__Required task__:
Give the listing below again in full, exactly as written.

__Material__:
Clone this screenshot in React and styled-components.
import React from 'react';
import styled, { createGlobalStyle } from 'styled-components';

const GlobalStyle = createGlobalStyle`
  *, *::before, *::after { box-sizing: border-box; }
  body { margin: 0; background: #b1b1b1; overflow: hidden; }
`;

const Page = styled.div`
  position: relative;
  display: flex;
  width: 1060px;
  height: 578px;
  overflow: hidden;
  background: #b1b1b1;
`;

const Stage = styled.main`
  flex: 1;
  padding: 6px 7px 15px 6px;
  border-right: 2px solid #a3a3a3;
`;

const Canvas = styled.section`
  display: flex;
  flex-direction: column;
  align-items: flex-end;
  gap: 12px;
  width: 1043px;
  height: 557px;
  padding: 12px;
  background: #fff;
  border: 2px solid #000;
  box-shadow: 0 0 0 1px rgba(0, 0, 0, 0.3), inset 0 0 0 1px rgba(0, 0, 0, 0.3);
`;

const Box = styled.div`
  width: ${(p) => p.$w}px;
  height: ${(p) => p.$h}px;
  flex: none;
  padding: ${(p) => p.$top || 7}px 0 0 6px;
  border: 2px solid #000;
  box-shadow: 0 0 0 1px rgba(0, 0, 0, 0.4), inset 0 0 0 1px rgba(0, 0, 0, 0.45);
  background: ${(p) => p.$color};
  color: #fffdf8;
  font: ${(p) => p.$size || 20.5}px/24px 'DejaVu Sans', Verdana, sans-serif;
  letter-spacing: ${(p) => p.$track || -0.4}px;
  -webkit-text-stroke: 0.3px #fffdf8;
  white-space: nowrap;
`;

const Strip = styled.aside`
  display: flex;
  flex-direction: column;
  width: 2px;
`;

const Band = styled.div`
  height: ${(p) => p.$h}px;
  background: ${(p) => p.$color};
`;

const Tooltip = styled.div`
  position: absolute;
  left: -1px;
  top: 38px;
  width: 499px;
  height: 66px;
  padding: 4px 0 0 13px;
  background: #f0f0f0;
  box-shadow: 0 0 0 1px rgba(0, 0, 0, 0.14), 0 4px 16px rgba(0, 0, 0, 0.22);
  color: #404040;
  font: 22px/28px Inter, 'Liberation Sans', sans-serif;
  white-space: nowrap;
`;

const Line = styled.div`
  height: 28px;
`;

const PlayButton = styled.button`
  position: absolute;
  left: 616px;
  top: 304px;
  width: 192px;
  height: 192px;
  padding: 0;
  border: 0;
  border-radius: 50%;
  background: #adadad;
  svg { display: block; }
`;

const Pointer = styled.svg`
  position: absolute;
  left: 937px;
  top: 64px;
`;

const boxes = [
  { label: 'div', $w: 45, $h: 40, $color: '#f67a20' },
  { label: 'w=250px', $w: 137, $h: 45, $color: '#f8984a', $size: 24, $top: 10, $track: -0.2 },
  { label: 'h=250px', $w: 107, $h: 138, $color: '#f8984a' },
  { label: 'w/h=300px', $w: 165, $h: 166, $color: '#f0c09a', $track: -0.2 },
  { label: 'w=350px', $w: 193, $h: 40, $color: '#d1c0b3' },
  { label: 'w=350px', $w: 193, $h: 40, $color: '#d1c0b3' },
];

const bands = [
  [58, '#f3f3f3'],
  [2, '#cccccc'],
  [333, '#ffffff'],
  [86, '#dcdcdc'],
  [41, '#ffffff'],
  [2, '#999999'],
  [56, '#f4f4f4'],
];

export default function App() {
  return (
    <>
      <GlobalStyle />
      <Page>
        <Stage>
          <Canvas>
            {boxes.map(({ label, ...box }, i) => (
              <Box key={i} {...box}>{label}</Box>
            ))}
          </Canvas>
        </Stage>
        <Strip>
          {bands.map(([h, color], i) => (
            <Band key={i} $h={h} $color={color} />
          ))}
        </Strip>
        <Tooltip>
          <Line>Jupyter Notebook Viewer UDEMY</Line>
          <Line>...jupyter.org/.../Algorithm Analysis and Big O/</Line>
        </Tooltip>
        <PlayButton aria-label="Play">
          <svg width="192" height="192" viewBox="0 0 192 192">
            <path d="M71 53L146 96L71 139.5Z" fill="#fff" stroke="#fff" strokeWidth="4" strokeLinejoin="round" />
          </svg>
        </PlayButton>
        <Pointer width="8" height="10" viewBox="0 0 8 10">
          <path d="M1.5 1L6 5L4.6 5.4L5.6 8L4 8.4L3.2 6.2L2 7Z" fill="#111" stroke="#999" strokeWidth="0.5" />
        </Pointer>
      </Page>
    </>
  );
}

__The completed task__:
Clone this screenshot in React and styled-components.
import React from 'react';
import styled, { createGlobalStyle } from 'styled-components';

const GlobalStyle = createGlobalStyle`
  *, *::before, *::after { box-sizing: border-box; }
  body { margin: 0; background: #b1b1b1; overflow: hidden; }
`;

const Page = styled.div`
  position: relative;
  display: flex;
  width: 1060px;
  height: 578px;
  overflow: hidden;
  background: #b1b1b1;
`;

const Stage = styled.main`
  flex: 1;
  padding: 6px 7px 15px 6px;
  border-right: 2px solid #a3a3a3;
`;

const Canvas = styled.section`
  display: flex;
  flex-direction: column;
  align-items: flex-end;
  gap: 12px;
  width: 1043px;
  height: 557px;
  padding: 12px;
  background: #fff;
  border: 2px solid #000;
  box-shadow: 0 0 0 1px rgba(0, 0, 0, 0.3), inset 0 0 0 1px rgba(0, 0, 0, 0.3);
`;

const Box = styled.div`
  width: ${(p) => p.$w}px;
  height: ${(p) => p.$h}px;
  flex: none;
  padding: ${(p) => p.$top || 7}px 0 0 6px;
  border: 2px solid #000;
  box-shadow: 0 0 0 1px rgba(0, 0, 0, 0.4), inset 0 0 0 1px rgba(0, 0, 0, 0.45);
  background: ${(p) => p.$color};
  color: #fffdf8;
  font: ${(p) => p.$size || 20.5}px/24px 'DejaVu Sans', Verdana, sans-serif;
  letter-spacing: ${(p) => p.$track || -0.4}px;
  -webkit-text-stroke: 0.3px #fffdf8;
  white-space: nowrap;
`;

const Strip = styled.aside`
  display: flex;
  flex-direction: column;
  width: 2px;
`;

const Band = styled.div`
  height: ${(p) => p.$h}px;
  background: ${(p) => p.$color};
`;

const Tooltip = styled.div`
  position: absolute;
  left: -1px;
  top: 38px;
  width: 499px;
  height: 66px;
  padding: 4px 0 0 13px;
  background: #f0f0f0;
  box-shadow: 0 0 0 1px rgba(0, 0, 0, 0.14), 0 4px 16px rgba(0, 0, 0, 0.22);
  color: #404040;
  font: 22px/28px Inter, 'Liberation Sans', sans-serif;
  white-space: nowrap;
`;

const Line = styled.div`
  height: 28px;
`;

const PlayButton = styled.button`
  position: absolute;
  left: 616px;
  top: 304px;
  width: 192px;
  height: 192px;
  padding: 0;
  border: 0;
  border-radius: 50%;
  background: #adadad;
  svg { display: block; }
`;

const Pointer = styled.svg`
  position: absolute;
  left: 937px;
  top: 64px;
`;

const boxes = [
  { label: 'div', $w: 45, $h: 40, $color: '#f67a20' },
  { label: 'w=250px', $w: 137, $h: 45, $color: '#f8984a', $size: 24, $top: 10, $track: -0.2 },
  { label: 'h=250px', $w: 107, $h: 138, $color: '#f8984a' },
  { label: 'w/h=300px', $w: 165, $h: 166, $color: '#f0c09a', $track: -0.2 },
  { label: 'w=350px', $w: 193, $h: 40, $color: '#d1c0b3' },
  { label: 'w=350px', $w: 193, $h: 40, $color: '#d1c0b3' },
];

const bands = [
  [58, '#f3f3f3'],
  [2, '#cccccc'],
  [333, '#ffffff'],
  [86, '#dcdcdc'],
  [41, '#ffffff'],
  [2, '#999999'],
  [56, '#f4f4f4'],
];

export default function App() {
  return (
    <>
      <GlobalStyle />
      <Page>
        <Stage>
          <Canvas>
            {boxes.map(({ label, ...box }, i) => (
              <Box key={i} {...box}>{label}</Box>
            ))}
          </Canvas>
        </Stage>
        <Strip>
          {bands.map(([h, color], i) => (
            <Band key={i} $h={h} $color={color} />
          ))}
        </Strip>
        <Tooltip>
          <Line>Jupyter Notebook Viewer UDEMY</Line>
          <Line>...jupyter.org/.../Algorithm Analysis and Big O/</Line>
        </Tooltip>
        <PlayButton aria-label="Play">
          <svg width="192" height="192" viewBox="0 0 192 192">
            <path d="M71 53L146 96L71 139.5Z" fill="#fff" stroke="#fff" strokeWidth="4" strokeLinejoin="round" />
          </svg>
        </PlayButton>
        <Pointer width="8" height="10" viewBox="0 0 8 10">
          <path d="M1.5 1L6 5L4.6 5.4L5.6 8L4 8.4L3.2 6.2L2 7Z" fill="#111" stroke="#999" strokeWidth="0.5" />
        </Pointer>
      </Page>
    </>
  );
}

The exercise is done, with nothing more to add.